The former Solon, new "legislative agent" for the city of Boston, declared it was a "shame" and "kind of tough" that Russia was not going to take care of Hicks whom he described as having been "bodily fired from Harvard University."

Would Send Hicks To Russia

He boasted that he could get 10,000 persons to demand the Russian Fellowship for Hicks but said he would probably limit the number to 500. At first Dorgan made no mention of the petition, merely inquiring if the signers of the petition here urging Hicks' retention on the Faculty were American.

Later he mentioned his own effort in behalf of Hicks but when asked for the text he requested a few minutes' grace in which to find it "among my papers somewhere."

The petition which he finally produced, read as follows; "We, the under-signed do hereby petition, due to the fact that Granville Hicks has been bodily fired from Harvard University, to make arrangements for him to have a fellowship in the University of Moscow.

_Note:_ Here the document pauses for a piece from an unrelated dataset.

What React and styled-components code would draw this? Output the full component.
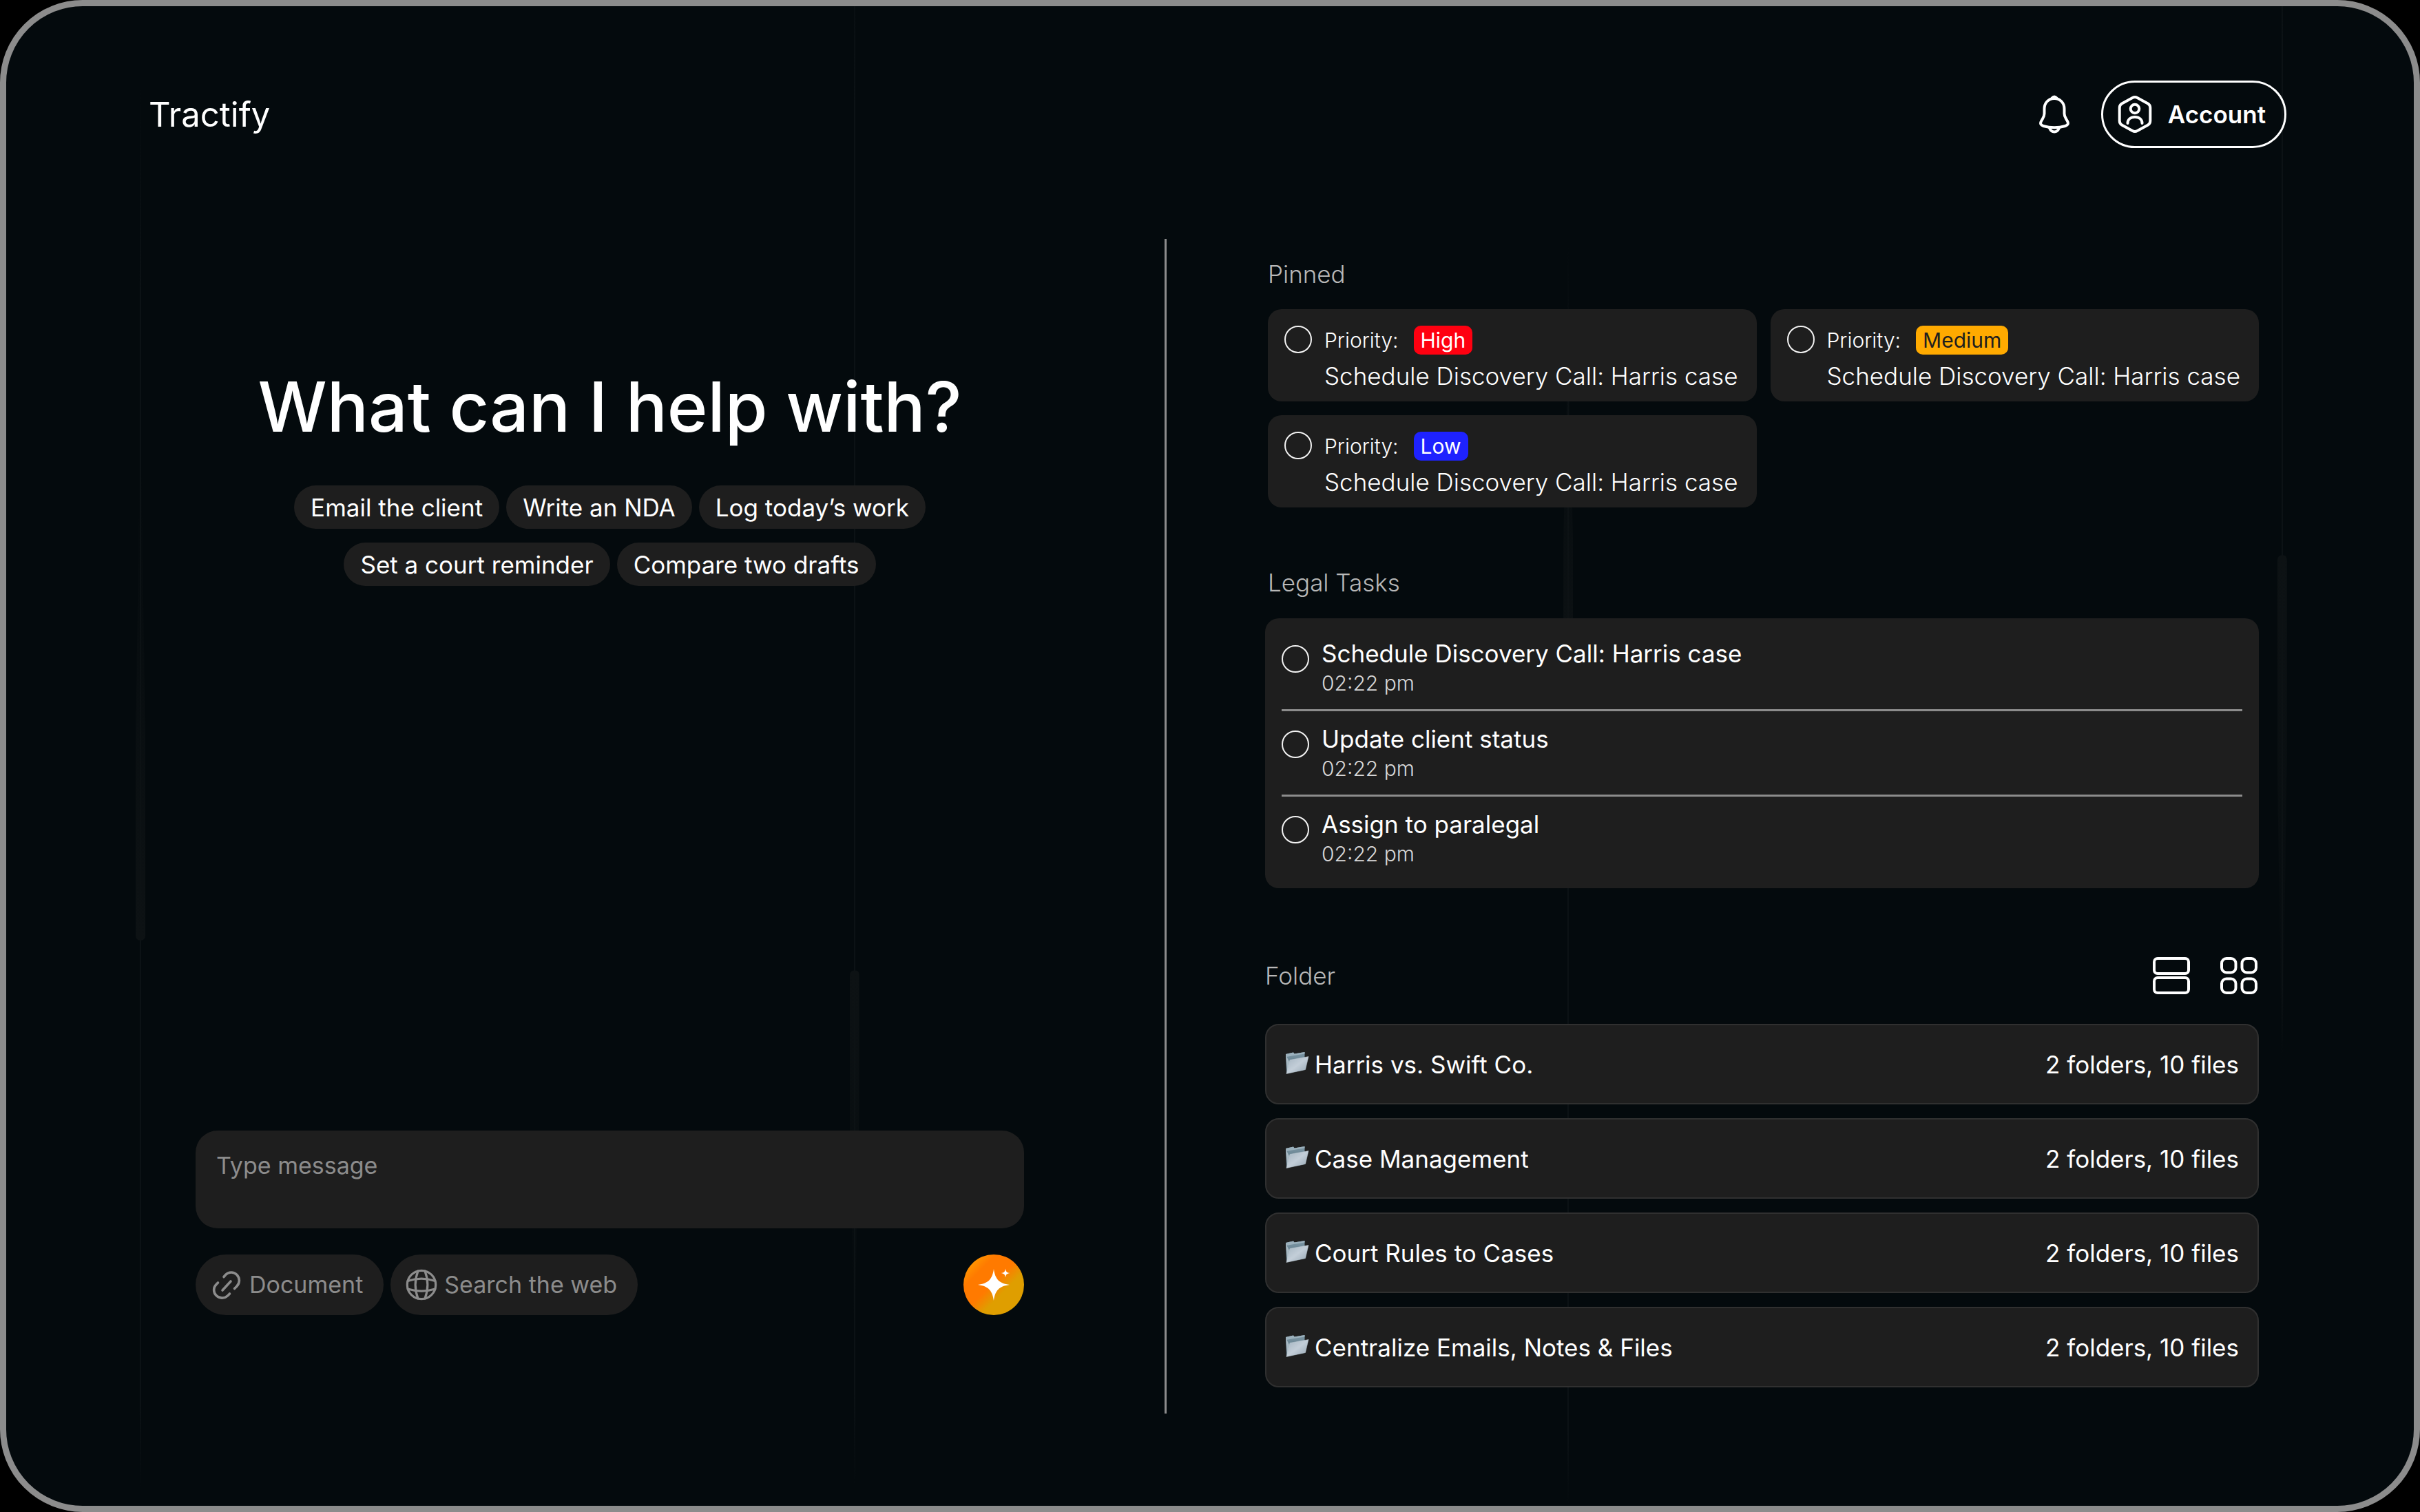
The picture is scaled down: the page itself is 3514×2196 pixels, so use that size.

"We feel it a shame that an individual who has outstanding un-American qualities as Granville Hicks and also who has a wealth of knowledge of the Communist situation that it would be a catastrophe that his services would be lost to the Communist party.

"We also feel that he is highly regarded as the twentieth-century American teacher of Communism who is just another Charlie McCarthy on Stalin's knee."

Dorgan expressed pity for Hicks for having "got off on the wrong slant in spite of his ancestry of 300 years," and said he would send the petition when completed to the University of Moscow, adding, "that's his place over there."

Calling himself "a citizen of the newer races," he offered, as an afterthought, to participate in a round-table discussion with the signers of the petition asking Hicks' retention, with the latter and members of the Faculty present. Admission would be charged and the proceeds would be given to "the charities of the newer races."

He said he would prove that Harvard was doing right in "firing" the American Civilization counselor.